Leisure

Tomorrow’s Classics: Film

By the

November 18, 2009


Mulholland Drive, David Lynch, 2001
Mulholland Drive isn’t a difficult film. Despite its convoluted plot, unsettling characters, and occasionally intense moments, Mulholland Drive is pretty straightforward: it’s about film itself. Some people will try to tell you it’s about a depressed, failed actress; others might tell you it’s about an eager young woman trying to make it in Hollywood. In reality, they all miss the point. Lynch’s masterwork, coming 25 years (and three bonafide classics) into his career, doesn’t care about trivial things like “narrative.” Mixing the pure surrealism of 1977’s Eraserhead with the love he developed for character studies in the 1990s, Mulholland Drive sees Lynch using surrealism for more than just shock value. The film isn’t loaded with frightening imagery (like 1986’s Blue Velvet, for instance), but it’s still far more unsettling than anything he’s ever done, thanks to just how well he develops his inexplicably disturbing characters. Despite phenomenal performances by Naomi Watts and Laura Harring, conversation on Mulholland Drive always comes back to Lynch himself, and rightfully so—the film is so transparent you can practically hear him shouting cues behind you. Unlike even the finest movies of the decade, this isn’t a story; it’s a film. And a damn good one at that.
—Matthew Collins

No Country for Old Men, Joel and Ethan Coen, 2007
No Country for Old Men stands out for its soundtrack—it barely has one. The Coen brothers, in their most intense thriller, let the sound of silence build more suspense than an army of strings ever could. The film doesn’t really need help creating tension because Javier Bardem’s ruthless assassin, Anton Chigurh, handles that all by himself. Chigurh is one of the decade’s most iconic villains, using coin flips and a cattle stunner to leave a trail of bodies through 1980s Texas on his search for a suitcase full of drug money and the unfortunate man who stumbled upon it.
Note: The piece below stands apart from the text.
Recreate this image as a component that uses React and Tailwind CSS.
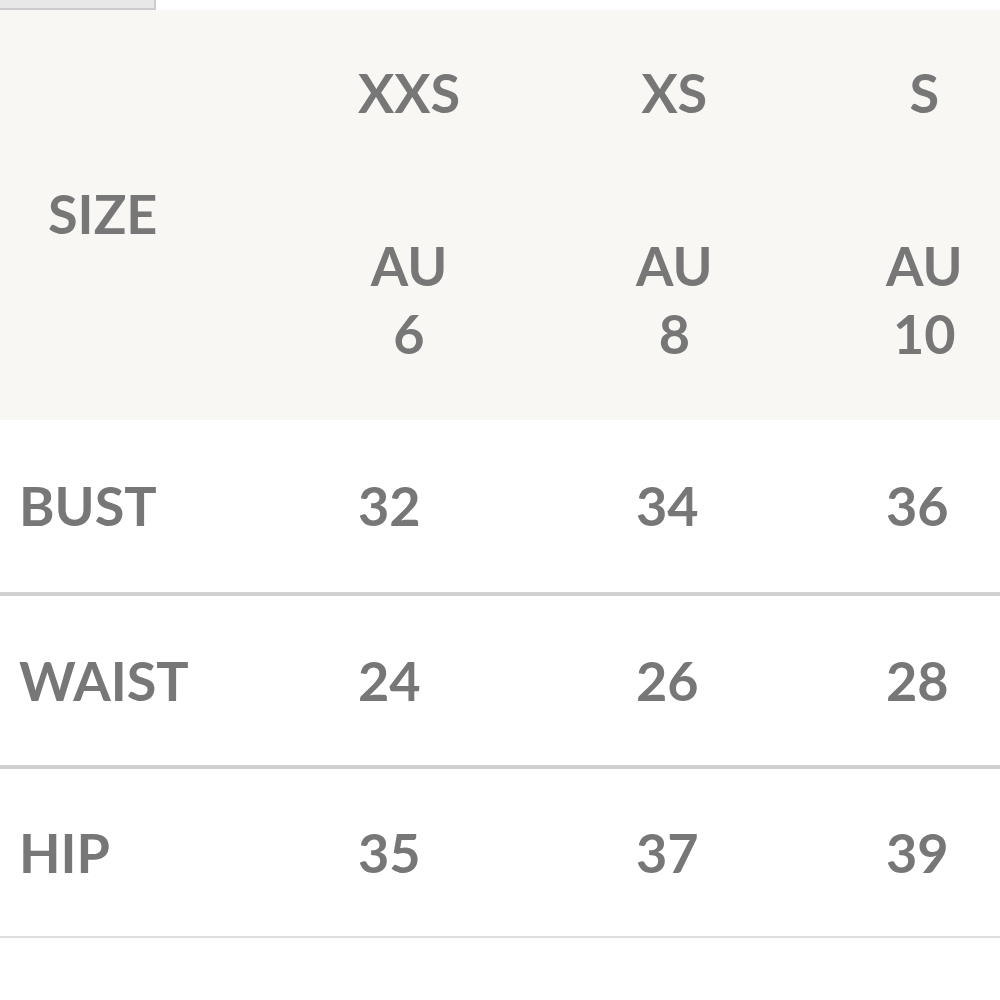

The action is so gripping that the abrupt ending will catch you by surprise, but it’s a fitting end for a film whose twists and turns you never hear coming.
—Tim Shine

Lost in Translation, Sofia Coppola, 2003
The Coppola family’s presence in Hollywood for another generation was assured by Lost in Translation. Written and directed by Sofia Coppola (yes, the one who ruined The Godfather: Part III), the film follows a depressed Bill Murray and sultry Scarlett Johansson through an oddly romantic journey in faraway Tokyo. Lost in Translation carefully explores the emotional connection the two share, never falling into trite Hollywood relationship traps—they bond over the emptiness of their personal lives and the discomfort of being lost in a culture radically different from their own. But it takes a relationship so real to make the last scene—something that would come off as cheesy in the hands of a lesser director—actually mean something.
—George D’Angelo

There Will Be Blood, Paul Thomas Anderson, 2007
Paul Thomas Anderson’s masterpiece is brutal. Brutally cynical. Brutally difficult. Brutally honest. Audiences don’t enjoy the film—it’s not entertaining. Watching There Will Be Blood is physically and emotionally draining, but it’s still a must-buy for any DVD collection because it’s too damn good not to have. Daniel Day-Lewis is downright frightening as Daniel Plainview—a man without friends, without (true) family, without morals. Other actors, including Paul Dano, keep up with him, but make no mistake: There Will Be Blood is Day-Lewis’s film. And if dark, ambitious period pieces aren’t your style, at least you’ll find out the etymology of “I drink your milkshake! I drink it up!”
—Chris Heller

The Lives of Others, Florian Henckel von Donnersmarck, 2006
Germany may be twenty years past the Berlin Wall, but The Lives of Others, the debut feature film of German director and writer Florian Henckel von Donnersmarck, provides a spellbinding look at art culture under a communist regime and the dangers inherent to life in a surveillance state. Set in East Germany in the 1980s, the movie follows a playwright and his live-in girlfriend, a couple under supervision for suspected pro-Western sympathies. In connection with its larger themes, the movie truly shines by creating intense emotional connections with and between characters who are seemingly bent on self-destruction. There is no redemption without tragedy.
—Eric Pilch

Mean Girls, Tina Fey, 2004
Oh, come on; whether you admit it or not, you’ve seen Tina Fey and Amy Poehler’s Mean Girls at least four times. The funniest movie to ever come in a pink DVD box, it’s also the only “girl movie” that your male housemates watch at least as frequently as your female ones. Like any pop culture classic, its lines have worked themselves into our daily life so far we don’t even notice “boo, you whore” as a reference anymore. Beyond the quotability and the pratfalls, though, Mean Girls works because it’s a real story, about real people—exaggerated but nevertheless entirely genuine. For all the movies out there about “being true to yourself,” this is one of the few that really means it.